Thursday, September 8, 2022

New book release: The Stranger

 Riding into town with a new approach to the Western

The Sydney Morning Herald

By Brian McFarlane

August 26, 2022

 

FICTION

The Stranger

Kathryn Hore

Allen & Unwin, $32.99

 

As a life-long fan of Westerns, whose favourite film is John Ford’s The Searchers, I am always interested in their settings, atmosphere and key narratives, and am also taken by the way they offer variants on the latter. For instance, there are comedy Westerns, musical Westerns, romantic dramas set out West, as well as the more usual action-packed sagas.

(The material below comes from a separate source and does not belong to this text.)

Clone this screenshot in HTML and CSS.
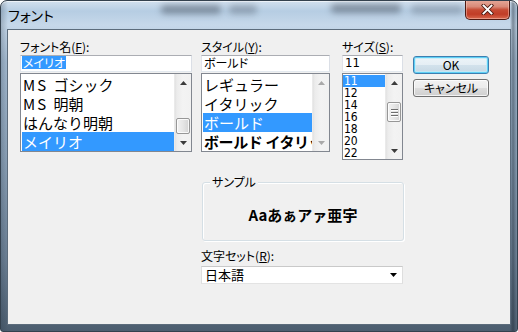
FILE: index.html
```html
<!DOCTYPE html>
<html lang="ja">
<head>
<meta charset="utf-8">
<title>フォント</title>
<link rel="stylesheet" href="styles.css">
</head>
<body>
<div class="window">
  <div class="titlebar">
    <span class="smudge s1"></span>
    <span class="smudge s2"></span>
    <span class="smudge s3"></span>
    <span class="smudge s4"></span>
    <span class="title">フォント</span>
    <div class="close">
      <svg width="13" height="11" viewBox="0 0 13 11">
        <path d="M2.5 1.5 L10.5 9.5 M10.5 1.5 L2.5 9.5" stroke="#4a1b12" stroke-width="3.6" stroke-linecap="square"/>
        <path d="M2.5 1.5 L10.5 9.5 M10.5 1.5 L2.5 9.5" stroke="#ffffff" stroke-width="1.9" stroke-linecap="square"/>
      </svg>
    </div>
  </div>
  <div class="client">
    <div class="top">
      <div class="col col-font">
        <div class="label">フォント名(<u>F</u>):</div>
        <div class="input"><span class="hl">メイリオ</span></div>
        <div class="list list-font">
          <div class="items">
            <div class="item"><span class="mono">MS </span>ゴシック</div>
            <div class="item"><span class="mono">MS </span>明朝</div>
            <div class="item">はんなり明朝</div>
            <div class="item sel">メイリオ</div>
          </div>
          <div class="vscroll">
            <div class="abtn"><svg width="7" height="4" viewBox="0 0 7 4"><path d="M0 4 L3.5 0 L7 4 Z" fill="#3c3c3c"/></svg></div>
            <div class="track track-end"><div class="thumb"></div></div>
            <div class="abtn"><svg width="7" height="4" viewBox="0 0 7 4"><path d="M0 0 L7 0 L3.5 4 Z" fill="#3c3c3c"/></svg></div>
          </div>
        </div>
      </div>
      <div class="col col-style">
        <div class="label">スタイル(<u>Y</u>):</div>
        <div class="input"><span class="txt">ボールド</span></div>
        <div class="list list-style">
          <div class="items">
            <div class="item">レギュラー</div>
            <div class="item">イタリック</div>
            <div class="item sel">ボールド</div>
            <div class="item bold">ボールド イタリック</div>
          </div>
          <div class="vscroll disabled">
            <div class="abtn"><svg width="7" height="4" viewBox="0 0 7 4"><path d="M0 4 L3.5 0 L7 4 Z" fill="#a9a9a9"/></svg></div>
            <div class="track"></div>
            <div class="abtn"><svg width="7" height="4" viewBox="0 0 7 4"><path d="M0 0 L7 0 L3.5 4 Z" fill="#a9a9a9"/></svg></div>
          </div>
        </div>
      </div>
      <div class="col col-size">
        <div class="label">サイズ(<u>S</u>):</div>
        <div class="input"><span class="txt num">11</span></div>
        <div class="list list-size">
          <div class="items">
            <div class="item sel">11</div>
            <div class="item">12</div>
            <div class="item">14</div>
            <div class="item">16</div>
            <div class="item">18</div>
            <div class="item">20</div>
            <div class="item">22</div>
          </div>
          <div class="vscroll">
            <div class="abtn"><svg width="7" height="4" viewBox="0 0 7 4"><path d="M0 4 L3.5 0 L7 4 Z" fill="#3c3c3c"/></svg></div>
            <div class="track"><div class="thumb thumb-size"><span class="grip"></span><span class="grip"></span><span class="grip"></span></div></div>
            <div class="abtn"><svg width="7" height="4" viewBox="0 0 7 4"><path d="M0 0 L7 0 L3.5 4 Z" fill="#3c3c3c"/></svg></div>
          </div>
        </div>
      </div>
      <div class="buttons">
        <div class="btn default">OK</div>
        <div class="btn">キャンセル</div>
      </div>
    </div>
    <div class="lower">
      <div class="group">
        <span class="legend">サンプル</span>
        <div class="sample">Aaあぁアァ亜宇</div>
      </div>
      <div class="label">文字セット(<u>R</u>):</div>
      <div class="combo">
        <span>日本語</span>
        <svg width="7" height="4" viewBox="0 0 7 4"><path d="M0 0 L7 0 L3.5 4 Z" fill="#000"/></svg>
      </div>
    </div>
  </div>
</div>
</body>
</html>
```

FILE: styles.css
```css
* { box-sizing: border-box; }
html, body { margin: 0; padding: 0; }
body {
  width: 518px;
  height: 332px;
  overflow: hidden;
  background: #ffffff;
  font-family: "Noto Sans CJK JP", sans-serif;
  font-size: 12px;
  color: #000;
  font-feature-settings: "palt";
}
.window {
  width: 518px;
  height: 332px;
  border: 1px solid #34414e;
  border-radius: 7px 7px 3px 3px;
  padding: 0 6px 6px 6px;
  display: flex;
  flex-direction: column;
  background:
    linear-gradient(to right, rgba(40,55,70,0.25) 0, rgba(255,255,255,0) 7px, rgba(255,255,255,0) 509px, rgba(30,40,52,0.45) 512px, rgba(120,140,160,0.2) 516px),
    linear-gradient(to bottom, #d2e0ee 0, #b6cde3 10px, #c6d8ea 24px, #a6bcd2 60px, #8ca2b8 160px, #6c8095 260px, #4b5c6e 332px);
  box-shadow: inset 0 1px 0 rgba(255,255,255,0.6);
  overflow: hidden;
}
.titlebar {
  position: relative;
  height: 28px;
  margin: 0 -6px;
  padding: 3px 7px 0 7px;
  display: flex;
  align-items: flex-start;
  flex: none;
}
.smudge {
  position: absolute;
  height: 9px;
  top: 4px;
  background: rgba(55,65,78,0.45);
  filter: blur(3px);
  border-radius: 4px;
}
.s1 { left: 160px; width: 60px; }
.s2 { left: 228px; width: 28px; opacity: 0.7; }
.s3 { left: 330px; width: 70px; top: 3px; }
.s4 { left: 410px; width: 52px; opacity: 0.6; }
.title {
  position: relative;
  font-size: 14px;
  line-height: 22px;
  color: #000;
}
.close {
  margin-left: auto;
  margin-top: -4px;
  width: 45px;
  height: 20px;
  border: 1px solid #4f1a12;
  border-top: none;
  border-radius: 0 0 5px 5px;
  background: linear-gradient(to bottom, #e6a99a 0, #d98a78 35%, #c64a33 52%, #c13d27 75%, #d9694f 100%);
  box-shadow: inset 0 0 0 1px rgba(255,210,200,0.45);
  display: flex;
  align-items: center;
  justify-content: center;
  position: relative;
}
.client {
  flex: none;
  width: 504px;
  height: 296px;
  border: 1px solid #5c6c7c;
  background: #f0f0f0;
  padding: 9px 0 0 12px;
}
.top {
  display: flex;
  align-items: flex-start;
}
.col-font { width: 172px; }
.col-style { width: 129px; margin-left: 9px; }
.col-size { width: 61px; margin-left: 12px; }
.buttons {
  width: 76px;
  margin-left: 10px;
  padding-top: 17px;
  display: flex;
  flex-direction: column;
  gap: 5px;
}
.label {
  height: 16px;
  line-height: 16px;
  font-size: 12px;
  white-space: nowrap;
}
.label u { text-underline-offset: 1px; }
.input {
  height: 17px;
  margin-bottom: 1px;
  background: #fff;
  border: 1px solid;
  border-color: #abadb3 #dbdfe6 #e3e9ef #e2e3ea;
  padding: 0 1px;
  white-space: nowrap;
  overflow: hidden;
}
.hl {
  display: inline-block;
  vertical-align: top;
  height: 13px;
  line-height: 13px;
  padding: 0 1px;
  background: #3399ff;
  color: #fff;
  font-size: 12px;
}
.txt {
  display: inline-block;
  vertical-align: top;
  line-height: 14px;
  padding-left: 1px;
  font-size: 12px;
}
.num {
  font-family: "Liberation Sans Narrow", "DejaVu Sans Condensed", "Liberation Sans", sans-serif;
  font-size: 13px;
}
.list {
  display: flex;
  background: #fff;
  border: 1px solid #828790;
}
.list-font, .list-style { height: 79px; }
.list-size { height: 87px; }
.items {
  flex: 1;
  min-width: 0;
  padding: 1px 0 0 1px;
  overflow: hidden;
}
.item {
  height: 19px;
  line-height: 19px;
  font-size: 15px;
  padding-left: 1px;
  white-space: nowrap;
  overflow: hidden;
  font-feature-settings: normal;
}
.mono { letter-spacing: 2px; }
.item.sel { background: #3399ff; color: #fff; }
.item.bold { font-weight: bold; letter-spacing: -0.4px; }
.list-size .items { padding-left: 0; }
.list-size .item {
  height: 12px;
  line-height: 12px;
  font-size: 12px;
  font-family: "Liberation Sans Narrow", "DejaVu Sans Condensed", "Liberation Sans", sans-serif;
  overflow: visible;
}
.vscroll {
  width: 17px;
  flex: none;
  display: flex;
  flex-direction: column;
  background: linear-gradient(to right, #e2e2e2 0, #ececec 2px, #f3f3f3 8px, #f1f1f1 100%);
  border-left: 1px solid #eaeaea;
}
.abtn {
  height: 17px;
  flex: none;
  display: flex;
  align-items: center;
  justify-content: center;
}
.track {
  flex: 1;
  display: flex;
  flex-direction: column;
  padding: 0 1px;
}
.track-end { justify-content: flex-end; }
.thumb {
  height: 16px;
  border: 1px solid #979797;
  border-radius: 2px;
  background: linear-gradient(to right, #f2f2f2 0, #e6e6e6 50%, #d4d4d4 100%);
  box-shadow: inset 0 0 0 1px rgba(255,255,255,0.8);
}
.thumb-size {
  margin-top: 11px;
  height: 20px;
  display: flex;
  flex-direction: column;
  align-items: center;
  justify-content: center;
  gap: 2px;
}
.grip {
  width: 7px;
  height: 1px;
  background: #6f6f6f;
  box-shadow: 0 1px 0 #fff;
}
.btn {
  height: 18px;
  border: 1px solid #707070;
  border-radius: 3px;
  background: linear-gradient(to bottom, #f2f2f2 0, #ebebeb 50%, #dddddd 50%, #cfcfcf 100%);
  box-shadow: inset 0 0 0 1px rgba(255,255,255,0.75);
  text-align: center;
  line-height: 16px;
  font-size: 12px;
}
.btn.default {
  border-color: #3c7fb1;
  box-shadow: inset 0 0 0 1px #5fd0f5, inset 0 0 0 2px rgba(190,235,250,0.7);
  background: linear-gradient(to bottom, #edf4f8 0, #e5eef4 50%, #d3e2ec 50%, #c6d8e4 100%);
}
.lower {
  margin-left: 181px;
  width: 203px;
}
.group {
  position: relative;
  margin-top: 22px;
  margin-left: 1px;
  width: 202px;
  height: 59px;
  border: 1px solid #d5dfe5;
  border-radius: 3px;
  box-shadow: inset 1px 1px 0 #fff, 1px 1px 0 #fff;
  display: flex;
  align-items: center;
  justify-content: center;
  padding-top: 6px;
}
.legend {
  position: absolute;
  top: -9px;
  left: 7px;
  padding: 0 2px;
  line-height: 16px;
  background: #f0f0f0;
  font-size: 12px;
}
.sample {
  font-size: 15px;
  font-weight: bold;
  line-height: 20px;
  font-feature-settings: normal;
}
.lower .label { margin-top: 7px; }
.combo {
  margin-top: 2px;
  width: 202px;
  height: 18px;
  background: #fff;
  border: 1px solid;
  border-color: #c9c9c9 #dedede #e3e3e3 #dedede;
  display: flex;
  align-items: center;
  justify-content: space-between;
  padding: 0 5px 0 3px;
  font-size: 13px;
  line-height: 16px;
}
```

Given this potential for genre hybridity, I couldn’t help but wonder what a book that describes itself on its cover as “a feminist Western” might offer. The answer is, quite a lot.

Kathryn Hore, author of The Stranger, had much childhood exposure to Westerns, especially spaghetti Westerns and those featuring Clint Eastwood. The film her book most notably recalls is probably Eastwood’s High Plains Drifter (1973) in which a stranger rides into a remote mining village to deal with long-suppressed secrets of its past, and with the violence that re-emerges in their wake. There is even a character called Old Josey in Hore’s novel, echoing another Eastwood film, The Outlaw Josey Wales (1976), in which again the idea of the past catching up is a key plot element.

However much it may have been influenced by such famous predecessors, Hore’s first novel offers a highly readable variation on what we may normally expect of the Western. What we’ve not been led to expect is that the Stranger who rides into the remote, stone-walled town will be a woman, dressed as a man and equipped with gun and whip, both of which she will prove to be adept at wielding.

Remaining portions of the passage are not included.